I've spent a lot of time looking at those same pictures at PennPilot (what a great thing) and comparing them to modern satellite photos, etc. From a link a long time ago posted by Choess, there are some 1916 maps with showing the Tamaqua Hazelton and Northern in the McAdoo area ftp://ftp.dot.state.pa.us/public/pdf/BP ... n_1916.pdf and ftp://ftp.dot.state.pa.us/public/pdf/BP ... l_1916.pdf (the TH&N is labelled P&R for the Reading, its owner on the maps) but can't find anything similar from Luzerne county to show tracks and the yard /connections in the Roan/Hazleton area. I would love to have a few days to do nothing and hike around up there.
Related, I read recently that some of the DSS r.o.w. was turned into a trail just east of Hazleton.

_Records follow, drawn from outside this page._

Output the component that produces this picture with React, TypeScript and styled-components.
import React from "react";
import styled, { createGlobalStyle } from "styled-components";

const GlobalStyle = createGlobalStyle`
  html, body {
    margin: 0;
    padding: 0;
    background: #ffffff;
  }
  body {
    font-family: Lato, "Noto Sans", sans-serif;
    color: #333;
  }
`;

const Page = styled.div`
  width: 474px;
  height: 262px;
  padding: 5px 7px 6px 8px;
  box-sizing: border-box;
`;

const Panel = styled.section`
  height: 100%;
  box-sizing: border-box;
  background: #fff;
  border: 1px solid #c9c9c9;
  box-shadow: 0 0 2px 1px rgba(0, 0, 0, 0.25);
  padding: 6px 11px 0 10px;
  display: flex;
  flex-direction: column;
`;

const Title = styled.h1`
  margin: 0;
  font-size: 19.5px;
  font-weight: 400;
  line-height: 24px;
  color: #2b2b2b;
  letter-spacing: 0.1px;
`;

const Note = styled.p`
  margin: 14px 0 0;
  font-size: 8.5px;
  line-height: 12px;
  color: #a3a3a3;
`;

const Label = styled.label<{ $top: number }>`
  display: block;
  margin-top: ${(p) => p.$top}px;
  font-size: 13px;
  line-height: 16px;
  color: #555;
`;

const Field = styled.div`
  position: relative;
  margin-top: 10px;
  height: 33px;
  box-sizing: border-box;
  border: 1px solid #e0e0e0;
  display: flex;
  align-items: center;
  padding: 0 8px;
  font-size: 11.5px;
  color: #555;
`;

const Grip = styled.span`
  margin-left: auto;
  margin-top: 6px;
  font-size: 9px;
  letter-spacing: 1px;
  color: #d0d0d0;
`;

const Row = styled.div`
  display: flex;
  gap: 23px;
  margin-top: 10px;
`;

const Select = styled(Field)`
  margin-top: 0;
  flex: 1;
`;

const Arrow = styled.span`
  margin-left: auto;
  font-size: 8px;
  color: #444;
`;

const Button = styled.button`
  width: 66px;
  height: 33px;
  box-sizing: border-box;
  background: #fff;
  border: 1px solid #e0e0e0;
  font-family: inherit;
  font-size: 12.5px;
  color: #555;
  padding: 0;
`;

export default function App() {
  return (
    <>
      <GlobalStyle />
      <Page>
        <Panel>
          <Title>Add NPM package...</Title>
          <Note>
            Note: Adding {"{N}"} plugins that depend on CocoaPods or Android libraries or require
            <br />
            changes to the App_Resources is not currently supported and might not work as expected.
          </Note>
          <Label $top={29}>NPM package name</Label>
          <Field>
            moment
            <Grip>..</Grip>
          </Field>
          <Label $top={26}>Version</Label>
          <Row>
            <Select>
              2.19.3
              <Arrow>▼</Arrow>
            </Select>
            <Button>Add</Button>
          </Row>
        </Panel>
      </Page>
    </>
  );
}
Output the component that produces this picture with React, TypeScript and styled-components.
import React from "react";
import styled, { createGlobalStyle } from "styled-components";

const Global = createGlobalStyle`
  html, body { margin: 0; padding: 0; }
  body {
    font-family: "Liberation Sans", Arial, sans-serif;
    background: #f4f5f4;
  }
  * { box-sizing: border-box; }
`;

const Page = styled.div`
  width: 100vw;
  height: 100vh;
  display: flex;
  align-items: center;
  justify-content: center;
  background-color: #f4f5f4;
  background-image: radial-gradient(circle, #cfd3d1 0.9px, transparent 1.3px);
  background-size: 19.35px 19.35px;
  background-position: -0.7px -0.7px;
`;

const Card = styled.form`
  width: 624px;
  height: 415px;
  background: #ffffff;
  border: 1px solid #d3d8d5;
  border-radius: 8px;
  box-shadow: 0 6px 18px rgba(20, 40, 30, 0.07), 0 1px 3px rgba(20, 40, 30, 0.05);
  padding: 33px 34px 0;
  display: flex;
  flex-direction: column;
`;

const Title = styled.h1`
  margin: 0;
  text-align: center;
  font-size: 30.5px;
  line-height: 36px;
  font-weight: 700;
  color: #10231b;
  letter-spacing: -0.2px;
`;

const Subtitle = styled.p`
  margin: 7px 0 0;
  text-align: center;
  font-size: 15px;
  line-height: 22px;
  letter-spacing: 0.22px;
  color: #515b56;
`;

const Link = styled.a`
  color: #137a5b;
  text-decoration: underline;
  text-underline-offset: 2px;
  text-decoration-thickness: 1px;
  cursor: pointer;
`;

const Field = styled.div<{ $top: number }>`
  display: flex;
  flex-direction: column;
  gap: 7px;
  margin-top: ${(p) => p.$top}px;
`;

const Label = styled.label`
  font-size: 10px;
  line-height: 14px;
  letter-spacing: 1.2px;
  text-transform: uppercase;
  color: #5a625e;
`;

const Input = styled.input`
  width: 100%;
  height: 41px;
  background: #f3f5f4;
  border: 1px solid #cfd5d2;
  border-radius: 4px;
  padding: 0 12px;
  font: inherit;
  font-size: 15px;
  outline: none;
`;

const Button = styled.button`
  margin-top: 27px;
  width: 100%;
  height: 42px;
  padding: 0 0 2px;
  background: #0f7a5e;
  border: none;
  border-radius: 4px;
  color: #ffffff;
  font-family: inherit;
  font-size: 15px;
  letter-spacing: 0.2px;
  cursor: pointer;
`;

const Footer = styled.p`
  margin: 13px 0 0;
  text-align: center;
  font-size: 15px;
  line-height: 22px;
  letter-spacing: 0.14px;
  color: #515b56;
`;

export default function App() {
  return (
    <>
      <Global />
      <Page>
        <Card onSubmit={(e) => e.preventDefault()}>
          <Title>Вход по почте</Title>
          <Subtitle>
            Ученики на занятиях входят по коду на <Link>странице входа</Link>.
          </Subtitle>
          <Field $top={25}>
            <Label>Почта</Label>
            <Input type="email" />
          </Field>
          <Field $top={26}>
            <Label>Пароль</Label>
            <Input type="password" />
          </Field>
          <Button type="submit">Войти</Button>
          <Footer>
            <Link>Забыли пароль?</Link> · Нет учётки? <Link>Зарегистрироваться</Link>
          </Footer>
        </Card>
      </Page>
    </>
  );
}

PS. Choess, regarding the CNJ Eckley spur (Drifton branch), given all the animosity between the Coxe brothers and the LV, I don't understand why they stopped using the Drifton Branch in 1896. THey didn't sell out to LV til 1905. Could it be the DS&S to THN to Reading connection was going strong already in 1896, and was operationally a lot easier than climbing up through Owl's hole? I think LV had a spur to Eckley coming from the Hazleton side indpendent of DS&S (which had one too).
Last edited by pumpers on Wed Jan 26, 2011 5:07 pm, edited 1 time in total.
  by NE2
The PennDOT county maps are good for general layouts, but pretty useless for precise alignments (for example, compare the trackage near Silver Brook Junction with what actually existed).